Early Oratory.-Among the number of those who, in their advocacy of Independence, distinguished themselves for the boldness of their sentiments, the purity of their principles, and the fervor of their oratory, may be named Alexander Hamilton, Joseph Warren, John Adams, James Otis, Patrick Henry, Gouverneur Morris, Pinckney, Jay, and Rutledge. Others, like Franklin, Paine, Jefferson, Quincy, and Samuel Adams, through the public press, wrought in the national cause quite as effectively and zealously, if not as eloquently. With such an origin, and nurtured ever since by great historic events, oratory of a national type has continued to flourish in America, affording not a few most eminent examples.

Early History.-Not only were noble men busy projecting and shaping great national movements; some also assumed the duty of recording these events, thus originating the department of History.

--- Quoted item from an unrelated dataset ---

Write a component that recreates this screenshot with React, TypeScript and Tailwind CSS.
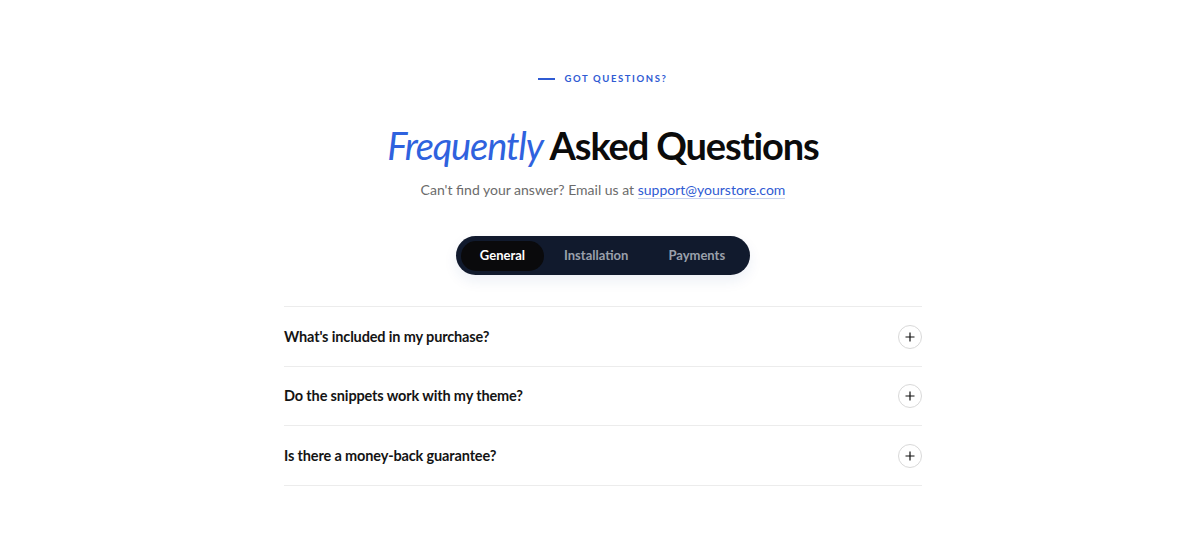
import React, { useState } from "react";

const faqs = [
  "What's included in my purchase?",
  "Do the snippets work with my theme?",
  "Is there a money-back guarantee?",
];

const tabs = ["General", "Installation", "Payments"];

function PlusIcon() {
  return (
    <svg width="10" height="10" viewBox="0 0 10 10" fill="none">
      <path d="M5 0.5v9M0.5 5h9" stroke="#111" strokeWidth="1.2" />
    </svg>
  );
}

export default function App() {
  const [active, setActive] = useState(0);
  return (
    <div
      className="min-h-[555px] w-full bg-white pl-[6px]"
      style={{ fontFamily: "Lato, 'Noto Sans', sans-serif" }}
    >
      <div className="mx-auto flex w-[638px] flex-col items-center pt-[72px]">
        <div className="flex items-center gap-[9px]">
          <span className="block h-[2px] w-[17px] bg-[#2f5bd3]" />
          <span className="text-[9.5px] font-bold tracking-[0.17em] text-[#2f5bd3]">
            GOT QUESTIONS?
          </span>
        </div>
        <h1 className="mt-[40px] text-[38px] leading-[1] font-bold tracking-[-0.03em] text-[#0b0b0b]">
          <span className="font-normal italic text-[#2f62de]">Frequently</span>{" "}
          Asked Questions
        </h1>
        <p className="mt-[15px] text-[14px] text-[#6b6b6b]">
          Can't find your answer? Email us at{" "}
          <a className="border-b border-[#c9d3ee] text-[#2f5bd3]">support@yourstore.com</a>
        </p>
        <div className="mt-[36px] flex h-[39px] items-center rounded-full bg-[#111a2d] px-[5px] shadow-[0_6px_14px_rgba(30,60,140,0.08)]">
          {tabs.map((t, i) => (
            <button
              key={t}
              onClick={() => setActive(i)}
              className={
                i === active
                  ? "h-[30px] rounded-full bg-[#0a0a0c] px-[19px] text-[13px] font-bold text-white"
                  : "h-[30px] rounded-full px-[20px] text-[13px] font-bold text-[#9aa0ab]"
              }
            >
              {t}
            </button>
          ))}
        </div>
        <div className="mt-[31px] w-full border-t border-[#ececec]">
          {faqs.map((q) => (
            <div
              key={q}
              className="flex h-[59.5px] items-center justify-between border-b border-[#ececec]"
            >
              <span className="text-[14.5px] font-bold tracking-[-0.01em] text-[#141414]">{q}</span>
              <span className="flex h-[24px] w-[24px] items-center justify-center rounded-full border border-[#d9d9d9]">
                <PlusIcon />
              </span>
            </div>
          ))}
        </div>
      </div>
    </div>
  );
}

In the names of Belknap, Sullivan, Morton, Trumbull, Smith, Watson, Williams, Stephens, Minot, Stith, Gayerre, and Young we recognize the analists of the original colonies; in Moultrie, Winthrop, Thatcher, Cheever, Frothingham, and Upham, the chronielers of colonial and revolutionary warfare; and in Weems, Marshall, Tudor, Wirt, Wheaton, and others, the biographers of the prominent political actors of the times.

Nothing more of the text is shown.